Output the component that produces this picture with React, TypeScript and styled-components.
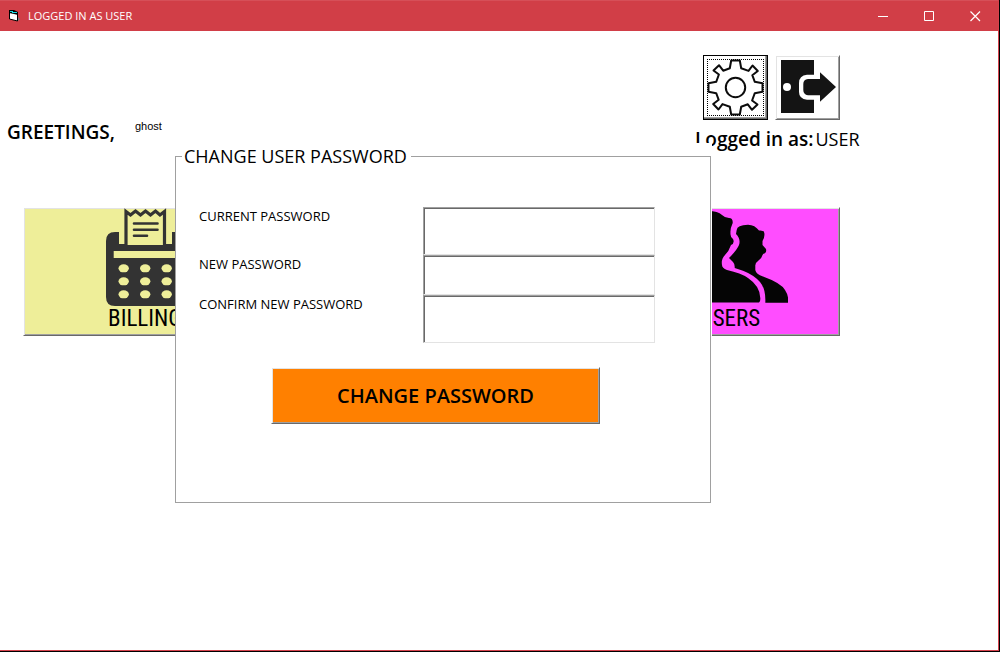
import React from "react";
import styled, { createGlobalStyle, css } from "styled-components";

const uiFont = `"Open Sans", "Noto Sans", sans-serif`;

const GlobalStyle = createGlobalStyle`
  *, *::before, *::after { box-sizing: border-box; }
  body { margin: 0; background: #000; color: #000; font-family: ${uiFont}; }
  button, input { font: inherit; color: inherit; border-radius: 0; }
`;

const bevel = css`
  border: 1px solid;
  border-color: #fff #696969 #696969 #fff;
  box-shadow: inset 1px 1px #e3e3e3, inset -1px -1px #a0a0a0;
`;

const Window = styled.div`
  display: flex;
  flex-direction: column;
  min-height: calc(100vh - 1px);
  margin: 0 1px 1px 0;
  border: solid #d5424c;
  border-width: 0 1px 1px 0;
  background: #fff;
`;

const TitleBar = styled.header`
  display: flex;
  align-items: center;
  height: 31px;
  padding-left: 8px;
  border-top: 1px solid #d64f58;
  background: #d13e47;
  color: #fff;
`;

const Title = styled.h1`
  flex: 1;
  margin: 0 0 0 8px;
  font-size: 11px;
  line-height: 16px;
  font-weight: 400;
`;

const CaptionButton = styled.button`
  display: grid;
  place-items: center;
  width: 46px;
  height: 30px;
  padding: 0;
  border: 0;
  background: transparent;
`;

const Desktop = styled.main`
  position: relative;
  flex: 1;
  padding-top: 24px;
`;

const TopRow = styled.section`
  display: flex;
  justify-content: space-between;
  align-items: flex-start;
  padding: 0 140px 0 7px;
`;

const Greeting = styled.div`
  display: flex;
  align-items: flex-start;
  gap: 20px;
  padding-top: 64px;
`;

const Strong = styled.strong`
  font-size: 19px;
  line-height: 26px;
  font-weight: 600;
  white-space: nowrap;
`;

const UserName = styled.span`
  font-family: "Liberation Sans", sans-serif;
  font-size: 11px;
  line-height: 14px;
`;

const Account = styled.div`
  display: flex;
  flex-direction: column;
  gap: 6px;
  width: 163px;
`;

const Tools = styled.div`
  display: flex;
  gap: 7px;
  padding-left: 8px;
`;

const ToolButton = styled.button<{ $focused?: boolean }>`
  ${bevel}
  display: grid;
  place-items: center;
  width: 65px;
  height: 65px;
  padding: 0;
  background: #fff;
  ${(p) =>
    p.$focused &&
    css`
      border-color: #000;
      box-shadow: inset -1px -1px #696969, inset -2px -2px #a0a0a0;
      outline: 1px dotted #000;
      outline-offset: -5px;
    `}
`;

const Status = styled.p`
  display: flex;
  gap: 2px;
  margin: 0;
  font-size: 18px;
  line-height: 26px;
  font-weight: 500;
  white-space: nowrap;
`;

const Tiles = styled.nav`
  display: flex;
  justify-content: space-between;
  padding: 55px 158px 0 23px;
`;

const Tile = styled.button<{ $width: number; $color: string }>`
  ${bevel}
  display: flex;
  flex-direction: column;
  align-items: center;
  width: ${(p) => p.$width}px;
  height: 129px;
  padding: 0;
  background: ${(p) => p.$color};
  font-family: "Roboto Condensed", Roboto, sans-serif;
  font-size: 23px;
  line-height: 26px;
`;

const Dialog = styled.form`
  position: absolute;
  top: 112px;
  left: 175px;
  width: 537px;
  padding-right: 1px;
  background: #fff;
`;

const Group = styled.fieldset`
  margin: 0;
  min-width: 0;
  padding: 0 6px 78px;
  border: 1px solid #a0a0a0;
`;

const Legend = styled.legend`
  padding: 0 4px 0 2px;
  font-size: 18px;
  line-height: 26px;
  font-weight: 500;
`;

const Fields = styled.div`
  display: grid;
  grid-template-columns: 224px 1fr;
  grid-template-rows: 48px 40px 48px;
  padding: 38px 49px 0 17px;
`;

const Label = styled.label`
  font-size: 13px;
  line-height: 18px;
`;

const PasswordInput = styled.input`
  min-width: 0;
  width: 100%;
  height: 100%;
  padding: 0 4px;
  border: 1px solid;
  border-color: #a0a0a0 #e3e3e3 #e3e3e3 #a0a0a0;
  box-shadow: inset 1px 1px #696969;
  background: #fff;
  outline: 0;
`;

const SubmitButton = styled.button`
  ${bevel}
  display: block;
  width: 329px;
  height: 57px;
  margin: 24px 0 0 89px;
  padding: 0;
  background: #ff8000;
  font-size: 20px;
  line-height: 26px;
  font-weight: 600;
`;

const FormIcon = () => (
  <svg width="12" height="12" viewBox="0 0 12 12" aria-hidden="true">
    <path d="M10 7l2 2-2 2z" fill="#777" />
    <path d="M1.500 1.500L9.500 3.500V11L1.500 9Z" fill="#fff" stroke="#000" />
    <path d="M1 0H6L10 2V5L6 4L1 3Z" fill="#000" />
    <path d="M2 1.500H5M4 2.500H9" stroke="#19d8e0" />
  </svg>
);

const GearIcon = () => {
  const quarter = [
    [-4.3, -27], [4.3, -27], [5.7, -19.3], [13, -16.6], [17, -22], [22.3, -16.5], [16.8, -12.3], [19.3, -5.7],
  ];
  const points = [0, 1, 2, 3].flatMap((turn) =>
    quarter.map(([x, y]) => {
      const [a, b] = [[x, y], [-y, x], [-x, -y], [y, -x]][turn];
      return `${a},${b}`;
    })
  );
  return (
    <svg width="57" height="57" viewBox="-28.500 -28.500 57 57" fill="none" stroke="#0c0c0c" strokeWidth="2" aria-hidden="true">
      <polygon points={points.join(" ")} strokeLinejoin="round" />
      <circle r="9.700" />
    </svg>
  );
};

const ExitIcon = () => (
  <svg width="63" height="63" viewBox="0 0 63 63" aria-hidden="true">
    <path d="M5 4H38V57H5Z" fill="#141414" />
    <circle cx="11" cy="31" r="4" fill="#fff" />
    <path d="M39 18.700H31Q23 19.500 23 27V36Q23 43 31 43.700H39Z" fill="#fff" />
    <path d="M44 16.300L60 31L44 45.700V39.300H32Q27.300 38.500 27.300 34V28Q27.300 23.500 32 23H44Z" fill="#141414" />
  </svg>
);

const BillingIcon = () => (
  <svg width="79" height="98" viewBox="0 0 79 98" aria-hidden="true">
    <path d="M9 24H13V36H66V24H70Q79 24 79 33V89Q79 98 70 98H9Q0 98 0 89V33Q0 24 9 24Z" fill="#333" />
    <path d="M20 37V3.500L24.500 7L29.500 3L34.500 7L39.500 3L44.500 7L49.500 3L54 7L58.500 3.500V37" fill="#eeee99" stroke="#333" strokeWidth="3.200" />
    <path d="M28 15.500H51.500M28 21.700H51.500M28 27.700H41" stroke="#333" strokeWidth="2.600" strokeLinecap="round" />
    <path d="M7.700 43H71.500V50H7.700Z" fill="#eeee99" />
    {[60.3, 73.3, 86.3].map((y) =>
      [17.7, 39.2, 60.7].map((x) => <ellipse key={`${x}-${y}`} cx={x} cy={y} rx="5.200" ry="4" fill="#eeee99" />)
    )}
  </svg>
);

const UsersIcon = () => (
  <svg width="116" height="98" viewBox="0 0 116 98" aria-hidden="true">
    <path d="M2 94.500Q-1 82 10 76Q20 70 30 65Q35 61 31 53Q24 45 21 37Q17 31 21 27Q17 5 36 3Q46 3 50 7Q53 10 57 10Q61 10 60.700 15Q58 21 58.500 25Q58 29 61 31Q63 35 59 37Q57 43 53 47Q49 51 50 57Q50 60 55 62Q69 65 76 70Q88 78 88.300 90Q88.500 94 87 94.500Z" fill="#050505" />
    <path d="M64.700 22Q65 17 76 16.700Q83 17 87 22.500Q92 22 92.300 25Q93 29 90.500 33V37L94 41Q95 45 91 46Q90 50 86 53Q83 55 83.300 58V62Q84 66 91 68.500Q109 75 113 82Q117 88 116 94.700H93.300Q94 81 88 74Q82 67 71 62.700L62.700 60Q63 56 61 54L57 50Q65 42 67 37Q69 31 64 26Z" fill="#050505" />
  </svg>
);

export default function App() {
  return (
    <>
      <GlobalStyle />
      <Window>
        <TitleBar>
          <FormIcon />
          <Title>LOGGED IN AS USER</Title>
          <CaptionButton aria-label="Minimize">
            <svg width="11" height="11"><path d="M0 5.500H10" stroke="#fff" /></svg>
          </CaptionButton>
          <CaptionButton aria-label="Maximize">
            <svg width="11" height="11"><path d="M.5 .5H9.500V9.500H.5Z" fill="none" stroke="#fff" /></svg>
          </CaptionButton>
          <CaptionButton aria-label="Close">
            <svg width="11" height="11"><path d="M.5 .5L10 10M10 .5L.5 10" stroke="#fff" strokeWidth="1.200" /></svg>
          </CaptionButton>
        </TitleBar>
        <Desktop>
          <TopRow>
            <Greeting>
              <Strong>GREETINGS,</Strong>
              <UserName>ghost</UserName>
            </Greeting>
            <Account>
              <Tools>
                <ToolButton $focused aria-label="Settings"><GearIcon /></ToolButton>
                <ToolButton aria-label="Log out"><ExitIcon /></ToolButton>
              </Tools>
              <Status><Strong>Logged in as:</Strong>USER</Status>
            </Account>
          </TopRow>
          <Tiles>
            <Tile $width={244} $color="#eeee99"><BillingIcon />BILLING</Tile>
            <Tile $width={220} $color="#ff4dff"><UsersIcon />USERS</Tile>
          </Tiles>
          <Dialog onSubmit={(e: React.FormEvent) => e.preventDefault()}>
            <Group>
              <Legend>CHANGE USER PASSWORD</Legend>
              <Fields>
                <Label htmlFor="current">CURRENT PASSWORD</Label>
                <PasswordInput id="current" type="password" />
                <Label htmlFor="next">NEW PASSWORD</Label>
                <PasswordInput id="next" type="password" />
                <Label htmlFor="confirm">CONFIRM NEW PASSWORD</Label>
                <PasswordInput id="confirm" type="password" />
              </Fields>
              <SubmitButton type="submit">CHANGE PASSWORD</SubmitButton>
            </Group>
          </Dialog>
        </Desktop>
      </Window>
    </>
  );
}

SHORT EXERCISE: Among the lines of the data, identify those with the word "components". Copy each of them.

CORRECT RESULT:
Output the component that produces this picture with React, TypeScript and styled-components.
import styled, { createGlobalStyle, css } from "styled-components";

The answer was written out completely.